De Kaboul à Calais
de Wali Mohammadi

critiqué par Ori, le 5 janvier 2020
(Kraainem - 88 ans)


La note:  étoiles
L’incroyable périple d’un jeune Afghan
C’est le récit de Wali, un ado qui par 2 fois décide de fuir son Afghanistan natal en proie à la guerre civile. Le pays abrite 4 ethnies distinctes, les Tadjiks (auxquels appartient notre héros narrateur), les Pashtouns, les Ouzbeks, tous sunnites, et les Hazaras, chiites.

Les Talibans, fondamentaux sunnites, perturbent ce subtil équilibre de cohabitation par suite du vide laissé par les occupants russes évacuant le pays en 1989. Mais déjà le lecteur découvre une cruelle hypocrisie, celle qui voit des Talibans sur de rutilants 4x4 fondre sur des villages pour capturer de tout jeunes ados tandis qu’ils prétendent châtier l’homosexualité !

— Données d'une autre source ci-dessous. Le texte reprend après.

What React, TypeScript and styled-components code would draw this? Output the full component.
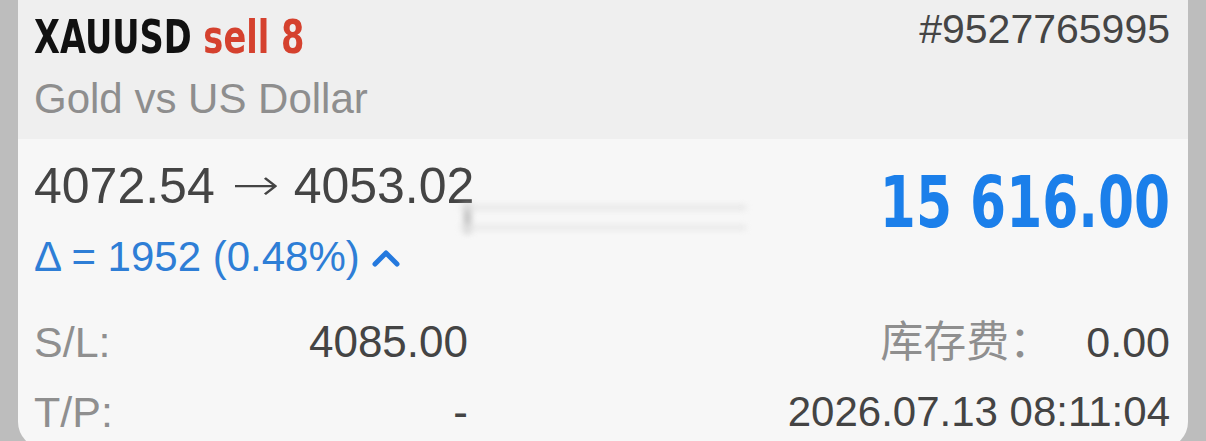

Première tentative avortée de Wali, grand enfant de 12 ans, déjà orphelin d’un père torturé par les Talibans, et qui, fuyant son bidonville de Kaboul, traverse l’Iran, se fait arrêter en Turquie et est renvoyé vers son pays. Il perd entretemps la plus grande partie de sa famille, victime d’une roquette tirée à l’aveugle par les Talibans et décide à 14 ans de retenter l’aventure de l’exode, laissant son petit frère au pays afin de rejoindre sa grande sœur à Londres.

Il connait déjà les 5 menaces qu’il aura à affronter une seconde fois, c.-à-d. les trafiquants, les gardes-frontière iraniens, les gardes-frontière turcs, les militants du PKK (Kurdes en rébellion contre la Turquie) et les mines anti personnel. Nous apprenons les techniques des passeurs et leur système d’acquittement fractionné au fur et à mesure du déroulement du voyage initialement convenu. Cela sans compter les tricheries et chantages subis en cours de périple, ou les mauvais traitements et brutalités multiples occasionnés par les fonctionnaires, militaires, et compagnons de voyage, ou encore les rencontres de pervers, de pédophiles et d’homos.

L’un des précieux conseils reçus de copains co-voyageurs au Kurdistan et en Iran, a été de ne jamais regarder un passeur dans les yeux, « sinon ils peuvent te tuer sur-le-champ. Un passeur, une fois qu’il t’a acheté à son commanditaire, a droit de vie et de mort sur toi. C’est si facile, sur le bord des routes désertiques de se débarrasser d’un importun anonyme ».
Et ce réflexe de baisser les yeux devant ses interlocuteurs, Wali aura eu fort affaire à s’en débarrasser au cours de sa vie d’adulte, enfin heureux en France … mais n’anticipons pas !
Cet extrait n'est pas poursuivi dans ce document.